Democratic participation by youth has been a matter for concern for some time now. In May 2015, despite a huge effort by campaigns like Bite the Ballot and Uprising, turn out by 18-25s was at 43%, down 1% on 2010. This has a direct effect on policy, see tuition fee rises, the lose of EMA, threats to benefits for the under 25s. Which in turn stokes the sense of disconnect and antipathy. But the stark truth is that no-one right now has found a reliable way to change that dynamic. It has been all that youth engagement projects could do to hold off the worst of the Russell Brand effect.
What is true is that there are real advantages for any political force that can inspire non-voters. As Corbyn pointed out “more people didn’t vote than voted for any single party”. A meme has grown up online based on everyone entitled to vote that there is a 76% who are the opposition to the 24% who actually put their cross in the Tory box.

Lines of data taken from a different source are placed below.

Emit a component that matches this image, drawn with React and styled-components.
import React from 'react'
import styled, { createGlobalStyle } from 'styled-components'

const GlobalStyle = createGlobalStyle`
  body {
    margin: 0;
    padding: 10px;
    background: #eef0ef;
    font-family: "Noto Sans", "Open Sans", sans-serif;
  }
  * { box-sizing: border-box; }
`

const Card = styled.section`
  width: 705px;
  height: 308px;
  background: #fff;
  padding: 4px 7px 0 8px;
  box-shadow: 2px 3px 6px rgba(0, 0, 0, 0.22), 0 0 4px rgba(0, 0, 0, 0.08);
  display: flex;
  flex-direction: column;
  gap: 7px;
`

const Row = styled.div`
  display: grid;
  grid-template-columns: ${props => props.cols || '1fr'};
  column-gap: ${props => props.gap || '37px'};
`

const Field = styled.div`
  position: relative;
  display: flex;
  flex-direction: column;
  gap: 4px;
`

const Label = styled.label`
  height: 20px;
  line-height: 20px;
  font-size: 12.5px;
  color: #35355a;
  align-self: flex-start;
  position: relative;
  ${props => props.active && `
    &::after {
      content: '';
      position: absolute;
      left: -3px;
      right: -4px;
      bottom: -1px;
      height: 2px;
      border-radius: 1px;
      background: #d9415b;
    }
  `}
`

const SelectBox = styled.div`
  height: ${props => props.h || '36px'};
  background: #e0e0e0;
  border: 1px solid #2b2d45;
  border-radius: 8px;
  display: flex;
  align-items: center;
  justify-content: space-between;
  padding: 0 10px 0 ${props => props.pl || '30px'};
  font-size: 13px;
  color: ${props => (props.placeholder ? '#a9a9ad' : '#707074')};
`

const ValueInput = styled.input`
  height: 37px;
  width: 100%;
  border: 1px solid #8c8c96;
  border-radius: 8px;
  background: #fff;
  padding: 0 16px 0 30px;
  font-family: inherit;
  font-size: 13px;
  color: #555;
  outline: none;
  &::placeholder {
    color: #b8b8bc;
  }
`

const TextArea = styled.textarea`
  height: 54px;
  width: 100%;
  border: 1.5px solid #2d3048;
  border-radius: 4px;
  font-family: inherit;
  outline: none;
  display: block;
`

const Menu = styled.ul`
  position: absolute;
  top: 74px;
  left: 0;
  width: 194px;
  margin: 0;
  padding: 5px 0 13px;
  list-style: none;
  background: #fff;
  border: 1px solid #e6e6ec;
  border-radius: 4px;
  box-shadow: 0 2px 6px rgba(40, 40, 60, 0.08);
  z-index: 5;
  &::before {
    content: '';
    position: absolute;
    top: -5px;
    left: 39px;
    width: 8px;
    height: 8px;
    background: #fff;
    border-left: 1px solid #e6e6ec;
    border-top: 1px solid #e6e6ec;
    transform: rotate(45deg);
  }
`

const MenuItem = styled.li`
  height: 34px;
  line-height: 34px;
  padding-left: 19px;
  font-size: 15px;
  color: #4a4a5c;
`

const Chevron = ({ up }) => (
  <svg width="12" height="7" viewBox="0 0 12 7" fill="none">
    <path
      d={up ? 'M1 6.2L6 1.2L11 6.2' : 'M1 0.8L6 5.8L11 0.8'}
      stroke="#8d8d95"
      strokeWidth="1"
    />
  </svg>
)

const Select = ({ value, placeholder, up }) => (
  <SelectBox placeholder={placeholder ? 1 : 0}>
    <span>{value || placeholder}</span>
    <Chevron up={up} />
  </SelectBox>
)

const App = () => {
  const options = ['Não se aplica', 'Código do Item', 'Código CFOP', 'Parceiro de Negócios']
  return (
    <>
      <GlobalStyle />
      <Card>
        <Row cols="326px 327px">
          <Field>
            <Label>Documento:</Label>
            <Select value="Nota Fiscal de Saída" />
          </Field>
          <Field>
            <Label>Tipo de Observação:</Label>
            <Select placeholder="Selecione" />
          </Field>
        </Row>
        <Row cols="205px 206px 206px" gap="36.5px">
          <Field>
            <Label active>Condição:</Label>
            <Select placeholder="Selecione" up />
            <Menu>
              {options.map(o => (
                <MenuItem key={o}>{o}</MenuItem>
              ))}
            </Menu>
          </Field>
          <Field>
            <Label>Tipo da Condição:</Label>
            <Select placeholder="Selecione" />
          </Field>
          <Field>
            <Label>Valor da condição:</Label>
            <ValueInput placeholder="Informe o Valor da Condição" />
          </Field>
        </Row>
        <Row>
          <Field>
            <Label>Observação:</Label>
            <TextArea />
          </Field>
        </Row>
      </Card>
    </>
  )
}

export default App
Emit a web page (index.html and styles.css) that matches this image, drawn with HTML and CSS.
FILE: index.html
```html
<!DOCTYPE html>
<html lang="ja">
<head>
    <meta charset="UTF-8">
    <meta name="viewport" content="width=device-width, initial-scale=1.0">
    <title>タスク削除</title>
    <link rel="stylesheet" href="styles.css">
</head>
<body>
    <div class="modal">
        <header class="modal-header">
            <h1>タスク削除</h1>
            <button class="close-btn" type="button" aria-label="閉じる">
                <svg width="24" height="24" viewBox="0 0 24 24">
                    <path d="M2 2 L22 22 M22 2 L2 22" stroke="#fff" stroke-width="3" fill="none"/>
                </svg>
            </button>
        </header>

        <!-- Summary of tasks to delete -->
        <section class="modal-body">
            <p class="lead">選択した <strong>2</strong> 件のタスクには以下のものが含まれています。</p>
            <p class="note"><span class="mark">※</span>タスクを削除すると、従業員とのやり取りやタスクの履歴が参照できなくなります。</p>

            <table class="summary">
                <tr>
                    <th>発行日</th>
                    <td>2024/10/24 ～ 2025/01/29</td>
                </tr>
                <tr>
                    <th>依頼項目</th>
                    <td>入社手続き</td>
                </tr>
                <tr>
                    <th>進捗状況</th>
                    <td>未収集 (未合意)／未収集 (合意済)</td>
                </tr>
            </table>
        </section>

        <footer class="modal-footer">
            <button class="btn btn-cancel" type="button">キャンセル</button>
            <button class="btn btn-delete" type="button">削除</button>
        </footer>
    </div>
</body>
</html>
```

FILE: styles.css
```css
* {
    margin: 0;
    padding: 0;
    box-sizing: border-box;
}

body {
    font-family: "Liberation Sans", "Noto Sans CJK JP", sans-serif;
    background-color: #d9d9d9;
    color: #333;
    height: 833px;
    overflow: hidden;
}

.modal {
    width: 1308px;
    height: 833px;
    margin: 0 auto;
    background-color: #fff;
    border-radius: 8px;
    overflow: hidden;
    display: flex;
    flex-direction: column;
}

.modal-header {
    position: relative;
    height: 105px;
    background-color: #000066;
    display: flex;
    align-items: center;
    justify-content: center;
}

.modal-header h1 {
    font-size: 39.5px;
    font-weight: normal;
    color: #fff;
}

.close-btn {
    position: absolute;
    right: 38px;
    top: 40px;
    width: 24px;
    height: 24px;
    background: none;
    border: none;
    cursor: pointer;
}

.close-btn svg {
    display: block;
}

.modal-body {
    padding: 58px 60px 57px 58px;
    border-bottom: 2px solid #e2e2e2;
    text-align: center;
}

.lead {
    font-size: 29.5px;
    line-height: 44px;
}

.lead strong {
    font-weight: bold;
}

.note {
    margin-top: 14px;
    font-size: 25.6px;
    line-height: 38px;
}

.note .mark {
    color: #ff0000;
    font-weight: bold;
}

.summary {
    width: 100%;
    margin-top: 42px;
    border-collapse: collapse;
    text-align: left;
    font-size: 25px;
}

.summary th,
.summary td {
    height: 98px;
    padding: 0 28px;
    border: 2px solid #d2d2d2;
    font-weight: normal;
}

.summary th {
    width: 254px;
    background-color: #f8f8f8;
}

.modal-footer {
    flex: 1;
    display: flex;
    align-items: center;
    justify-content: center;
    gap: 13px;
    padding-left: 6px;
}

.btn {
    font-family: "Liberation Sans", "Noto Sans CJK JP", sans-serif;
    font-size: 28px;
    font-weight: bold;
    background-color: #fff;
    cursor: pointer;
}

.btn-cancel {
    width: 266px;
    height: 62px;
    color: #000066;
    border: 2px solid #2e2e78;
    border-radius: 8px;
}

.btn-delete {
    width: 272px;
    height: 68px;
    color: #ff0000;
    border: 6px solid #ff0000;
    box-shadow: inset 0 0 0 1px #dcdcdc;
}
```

However, it makes no sense whatsoever to lump UKIP and Monster Raving Loony voters together with determined non-voters and people who missed the close of polls as they finished work late. The disenfranchised aren’t simply a large pool of people who are would-be left voters who are just waiting for the right opportunity. Anyone who has spent any time talking to those who don’t vote will know it’s not enough to hit them over the head with Piketty and Zizek.
The 76% meme may give the impression there is an electoral tsunami waiting to be unleashed, but it is dangerous as it glosses over the reality of the task. 2020 will not be fought on PR, as this government is hardly likely to overturn the result of the 2011 referendum.
So the task will still be to win key constituencies- places like the bellweather seat of Rossendale and Darwen. Rossendale is a short drive from true red Greater Manchester, but now has a Tory majority of 5,654 or 11.5% Turnout was 58.4%, so on the face of it there are over 30,000 voters for the “76%ers” to draw on. To win comfortably then on this strategy, you would want to find over 6,500 people to inspire and enthuse. These would be thousands of people that the Labour party had little or no previous contact with, likely several thousand who had no engagement with any type of politics whatsoever.
That assumes it would be possible to boost turnout in Rossendale by at least 8%, with a 100% success rate. That would represent a bigger shift than the previous 15 years turnout patterns put together.
This is not impossible- Scotland saw a jump of 8% in turnout at the General Election. However, as the SNP has been at pains to point out, Scottish politics is not the same as the rest of the UK. The galvanising effect of the Independence referendum will not be easy to reproduce.
The lesson of May 2015 is that it will be necessary to find concrete ways of connecting with the marginalised electorate. That will take more than social media campaigns and self affirming meetings. Youth turnout remains falling. The lowest earners are 18% less likely to vote than the highest and marginally less likely to back a left candidate such as a Green.
Of course it’s worth trying to re-engage these groups. But it’s time to for the progressive movement to be realistic about how that will happen if it is not to be the business as usual of Conservative victory.